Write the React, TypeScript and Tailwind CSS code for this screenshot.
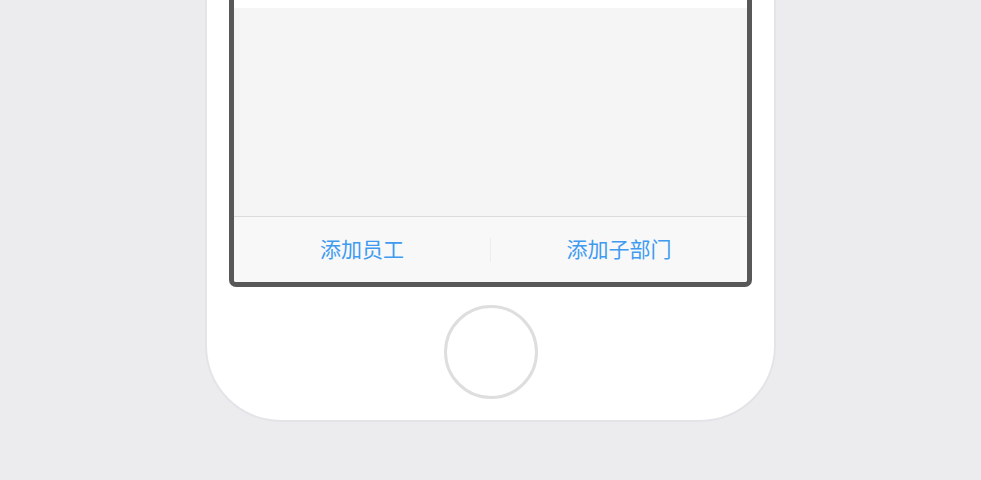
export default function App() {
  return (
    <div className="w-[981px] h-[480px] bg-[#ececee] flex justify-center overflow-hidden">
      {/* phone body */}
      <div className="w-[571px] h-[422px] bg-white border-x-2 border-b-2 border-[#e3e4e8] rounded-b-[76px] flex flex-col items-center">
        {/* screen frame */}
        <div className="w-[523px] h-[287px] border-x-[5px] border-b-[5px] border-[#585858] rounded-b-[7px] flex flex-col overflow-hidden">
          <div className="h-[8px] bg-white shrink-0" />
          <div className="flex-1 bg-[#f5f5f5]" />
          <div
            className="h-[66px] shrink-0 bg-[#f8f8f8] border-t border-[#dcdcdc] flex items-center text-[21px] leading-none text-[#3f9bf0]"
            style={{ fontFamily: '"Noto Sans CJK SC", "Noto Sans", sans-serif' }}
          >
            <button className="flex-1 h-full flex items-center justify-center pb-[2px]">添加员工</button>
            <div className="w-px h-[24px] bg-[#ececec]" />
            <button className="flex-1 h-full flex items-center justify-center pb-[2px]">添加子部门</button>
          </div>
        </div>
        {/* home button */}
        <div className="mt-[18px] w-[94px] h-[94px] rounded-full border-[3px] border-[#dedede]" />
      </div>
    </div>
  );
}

REQUIRED TASK
Extract every line of the data exactly; pictures stay out.

COMPLETE ANSWER
Write the React, TypeScript and Tailwind CSS code for this screenshot.
export default function App() {
  return (
    <div className="w-[981px] h-[480px] bg-[#ececee] flex justify-center overflow-hidden">
      {/* phone body */}
      <div className="w-[571px] h-[422px] bg-white border-x-2 border-b-2 border-[#e3e4e8] rounded-b-[76px] flex flex-col items-center">
        {/* screen frame */}
        <div className="w-[523px] h-[287px] border-x-[5px] border-b-[5px] border-[#585858] rounded-b-[7px] flex flex-col overflow-hidden">
          <div className="h-[8px] bg-white shrink-0" />
          <div className="flex-1 bg-[#f5f5f5]" />
          <div
            className="h-[66px] shrink-0 bg-[#f8f8f8] border-t border-[#dcdcdc] flex items-center text-[21px] leading-none text-[#3f9bf0]"
            style={{ fontFamily: '"Noto Sans CJK SC", "Noto Sans", sans-serif' }}
          >
            <button className="flex-1 h-full flex items-center justify-center pb-[2px]">添加员工</button>
            <div className="w-px h-[24px] bg-[#ececec]" />
            <button className="flex-1 h-full flex items-center justify-center pb-[2px]">添加子部门</button>
          </div>
        </div>
        {/* home button */}
        <div className="mt-[18px] w-[94px] h-[94px] rounded-full border-[3px] border-[#dedede]" />
      </div>
    </div>
  );
}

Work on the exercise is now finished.